SOURCE MATERIAL:

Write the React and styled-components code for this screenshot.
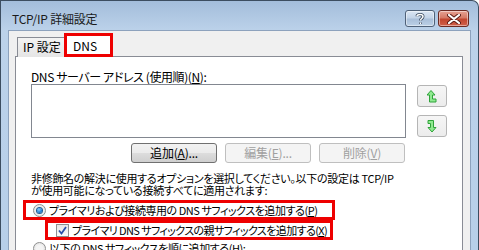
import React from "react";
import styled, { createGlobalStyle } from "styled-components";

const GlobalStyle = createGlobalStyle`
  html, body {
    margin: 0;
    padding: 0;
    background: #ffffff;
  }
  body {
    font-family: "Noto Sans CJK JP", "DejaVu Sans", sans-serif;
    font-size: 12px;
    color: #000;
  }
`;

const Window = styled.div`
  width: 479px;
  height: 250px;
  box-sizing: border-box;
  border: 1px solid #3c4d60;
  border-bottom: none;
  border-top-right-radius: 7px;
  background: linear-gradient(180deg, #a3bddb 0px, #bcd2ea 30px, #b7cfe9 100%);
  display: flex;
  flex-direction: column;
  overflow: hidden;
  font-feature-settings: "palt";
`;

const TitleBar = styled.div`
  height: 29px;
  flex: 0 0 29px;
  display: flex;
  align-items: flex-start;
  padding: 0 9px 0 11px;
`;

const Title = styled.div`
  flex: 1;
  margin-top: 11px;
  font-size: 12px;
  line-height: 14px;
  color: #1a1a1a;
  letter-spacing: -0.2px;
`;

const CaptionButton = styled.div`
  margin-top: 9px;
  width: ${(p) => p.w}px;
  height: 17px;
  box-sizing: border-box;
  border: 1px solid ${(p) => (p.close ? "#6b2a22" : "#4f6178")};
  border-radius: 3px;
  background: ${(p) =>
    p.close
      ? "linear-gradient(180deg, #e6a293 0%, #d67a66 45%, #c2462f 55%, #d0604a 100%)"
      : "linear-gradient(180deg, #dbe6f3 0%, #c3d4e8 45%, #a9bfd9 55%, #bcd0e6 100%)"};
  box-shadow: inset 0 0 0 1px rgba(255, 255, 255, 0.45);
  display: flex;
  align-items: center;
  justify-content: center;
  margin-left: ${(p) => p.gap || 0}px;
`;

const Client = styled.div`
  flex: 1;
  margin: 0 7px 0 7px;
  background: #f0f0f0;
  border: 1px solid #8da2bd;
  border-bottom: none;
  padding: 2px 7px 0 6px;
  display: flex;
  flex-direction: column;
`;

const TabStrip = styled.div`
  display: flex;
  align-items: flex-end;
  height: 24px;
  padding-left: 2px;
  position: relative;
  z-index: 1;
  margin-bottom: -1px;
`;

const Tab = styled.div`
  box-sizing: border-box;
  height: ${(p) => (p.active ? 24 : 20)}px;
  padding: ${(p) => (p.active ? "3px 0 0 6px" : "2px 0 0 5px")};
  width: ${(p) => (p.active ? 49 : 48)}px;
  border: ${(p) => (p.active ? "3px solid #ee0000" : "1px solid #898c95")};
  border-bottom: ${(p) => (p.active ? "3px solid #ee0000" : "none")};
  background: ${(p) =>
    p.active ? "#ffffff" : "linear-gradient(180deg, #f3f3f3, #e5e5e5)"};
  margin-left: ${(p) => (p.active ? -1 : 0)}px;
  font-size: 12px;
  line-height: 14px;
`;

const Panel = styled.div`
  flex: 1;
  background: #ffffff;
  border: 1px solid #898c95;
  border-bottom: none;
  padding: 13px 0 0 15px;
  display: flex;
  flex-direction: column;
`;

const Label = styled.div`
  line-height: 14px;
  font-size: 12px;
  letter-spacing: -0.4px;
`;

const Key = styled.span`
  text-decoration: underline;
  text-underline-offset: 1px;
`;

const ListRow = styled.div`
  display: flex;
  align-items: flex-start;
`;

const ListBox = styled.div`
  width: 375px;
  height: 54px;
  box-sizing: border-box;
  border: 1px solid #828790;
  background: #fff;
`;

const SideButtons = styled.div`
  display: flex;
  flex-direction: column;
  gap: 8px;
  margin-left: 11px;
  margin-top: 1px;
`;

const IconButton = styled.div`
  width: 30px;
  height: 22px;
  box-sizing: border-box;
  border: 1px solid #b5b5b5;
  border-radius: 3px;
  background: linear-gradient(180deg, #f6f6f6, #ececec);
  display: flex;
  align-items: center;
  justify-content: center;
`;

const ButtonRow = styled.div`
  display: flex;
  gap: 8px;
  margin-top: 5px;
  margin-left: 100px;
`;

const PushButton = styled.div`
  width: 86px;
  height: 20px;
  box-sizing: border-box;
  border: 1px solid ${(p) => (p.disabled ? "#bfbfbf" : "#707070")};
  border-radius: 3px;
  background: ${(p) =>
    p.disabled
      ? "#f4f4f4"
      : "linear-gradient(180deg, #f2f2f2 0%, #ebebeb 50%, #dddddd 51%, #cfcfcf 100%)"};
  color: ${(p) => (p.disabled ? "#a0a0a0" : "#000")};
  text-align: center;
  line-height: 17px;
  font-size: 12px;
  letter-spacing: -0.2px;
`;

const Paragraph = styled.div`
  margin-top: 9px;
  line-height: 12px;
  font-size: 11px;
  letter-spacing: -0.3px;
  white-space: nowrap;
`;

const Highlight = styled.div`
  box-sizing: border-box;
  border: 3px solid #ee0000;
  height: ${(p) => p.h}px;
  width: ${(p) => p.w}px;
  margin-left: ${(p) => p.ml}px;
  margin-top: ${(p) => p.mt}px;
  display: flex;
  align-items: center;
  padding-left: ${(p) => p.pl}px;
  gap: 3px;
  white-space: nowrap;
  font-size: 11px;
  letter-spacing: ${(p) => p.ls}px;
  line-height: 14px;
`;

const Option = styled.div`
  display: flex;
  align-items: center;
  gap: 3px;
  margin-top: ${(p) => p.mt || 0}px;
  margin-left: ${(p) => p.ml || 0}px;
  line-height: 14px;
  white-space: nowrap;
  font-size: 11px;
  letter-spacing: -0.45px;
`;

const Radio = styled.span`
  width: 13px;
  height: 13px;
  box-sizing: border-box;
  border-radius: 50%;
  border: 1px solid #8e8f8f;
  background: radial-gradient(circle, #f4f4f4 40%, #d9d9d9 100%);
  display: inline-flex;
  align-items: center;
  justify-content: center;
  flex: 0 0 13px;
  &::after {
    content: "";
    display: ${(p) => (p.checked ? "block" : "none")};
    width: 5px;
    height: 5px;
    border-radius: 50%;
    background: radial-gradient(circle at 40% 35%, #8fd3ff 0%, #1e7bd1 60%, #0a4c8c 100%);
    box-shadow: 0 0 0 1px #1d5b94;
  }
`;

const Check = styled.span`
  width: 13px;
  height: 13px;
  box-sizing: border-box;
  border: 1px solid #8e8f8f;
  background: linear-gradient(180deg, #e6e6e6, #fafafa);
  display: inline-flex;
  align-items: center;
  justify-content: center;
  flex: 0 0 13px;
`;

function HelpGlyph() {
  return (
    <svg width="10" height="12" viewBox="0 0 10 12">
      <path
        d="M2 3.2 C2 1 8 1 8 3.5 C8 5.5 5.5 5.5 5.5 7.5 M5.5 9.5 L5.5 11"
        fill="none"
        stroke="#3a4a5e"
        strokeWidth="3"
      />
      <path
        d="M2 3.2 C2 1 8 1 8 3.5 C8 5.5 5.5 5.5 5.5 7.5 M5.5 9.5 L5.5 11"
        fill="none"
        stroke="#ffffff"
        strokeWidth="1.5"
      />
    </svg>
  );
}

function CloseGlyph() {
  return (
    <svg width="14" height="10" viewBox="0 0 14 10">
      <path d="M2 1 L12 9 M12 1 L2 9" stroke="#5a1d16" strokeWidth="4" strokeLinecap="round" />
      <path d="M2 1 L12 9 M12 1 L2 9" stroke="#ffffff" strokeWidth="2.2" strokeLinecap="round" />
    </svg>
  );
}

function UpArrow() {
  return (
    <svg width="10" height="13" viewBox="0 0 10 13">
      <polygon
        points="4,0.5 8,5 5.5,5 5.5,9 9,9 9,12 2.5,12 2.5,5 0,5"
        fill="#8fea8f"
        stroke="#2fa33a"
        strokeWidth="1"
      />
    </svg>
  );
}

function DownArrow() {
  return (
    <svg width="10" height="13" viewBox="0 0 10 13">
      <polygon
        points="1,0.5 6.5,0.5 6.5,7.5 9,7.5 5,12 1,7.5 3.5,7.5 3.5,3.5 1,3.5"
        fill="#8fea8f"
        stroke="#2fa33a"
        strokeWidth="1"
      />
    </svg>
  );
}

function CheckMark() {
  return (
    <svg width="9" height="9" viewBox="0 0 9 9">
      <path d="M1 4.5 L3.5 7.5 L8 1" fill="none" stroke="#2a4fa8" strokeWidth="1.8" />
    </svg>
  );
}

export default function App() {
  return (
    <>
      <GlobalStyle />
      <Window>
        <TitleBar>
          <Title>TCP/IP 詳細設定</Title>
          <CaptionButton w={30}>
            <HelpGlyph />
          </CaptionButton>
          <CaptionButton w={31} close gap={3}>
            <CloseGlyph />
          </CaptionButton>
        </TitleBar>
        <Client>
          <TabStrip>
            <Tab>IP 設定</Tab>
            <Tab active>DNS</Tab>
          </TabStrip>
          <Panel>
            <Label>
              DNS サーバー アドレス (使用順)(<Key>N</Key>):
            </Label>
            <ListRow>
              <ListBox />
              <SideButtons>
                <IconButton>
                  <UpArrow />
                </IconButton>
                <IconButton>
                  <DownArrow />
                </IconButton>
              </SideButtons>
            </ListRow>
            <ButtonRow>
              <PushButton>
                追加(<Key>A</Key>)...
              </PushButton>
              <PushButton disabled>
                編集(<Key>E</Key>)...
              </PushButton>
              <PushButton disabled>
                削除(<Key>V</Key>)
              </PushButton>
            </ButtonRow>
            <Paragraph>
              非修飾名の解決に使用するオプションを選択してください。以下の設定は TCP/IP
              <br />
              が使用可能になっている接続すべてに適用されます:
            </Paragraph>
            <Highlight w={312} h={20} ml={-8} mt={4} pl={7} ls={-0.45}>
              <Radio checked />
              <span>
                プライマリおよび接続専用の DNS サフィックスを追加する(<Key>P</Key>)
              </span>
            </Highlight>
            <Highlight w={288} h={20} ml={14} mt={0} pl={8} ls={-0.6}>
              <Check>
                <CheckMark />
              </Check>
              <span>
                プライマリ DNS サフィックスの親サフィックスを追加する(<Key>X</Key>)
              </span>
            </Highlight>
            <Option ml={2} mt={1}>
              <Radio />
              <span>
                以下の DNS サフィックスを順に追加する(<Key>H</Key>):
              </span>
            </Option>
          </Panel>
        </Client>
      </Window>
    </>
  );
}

EXERCISE:
Count how many lines hold the string "components" and give that number alone.

ANSWER TO THE TASK:
2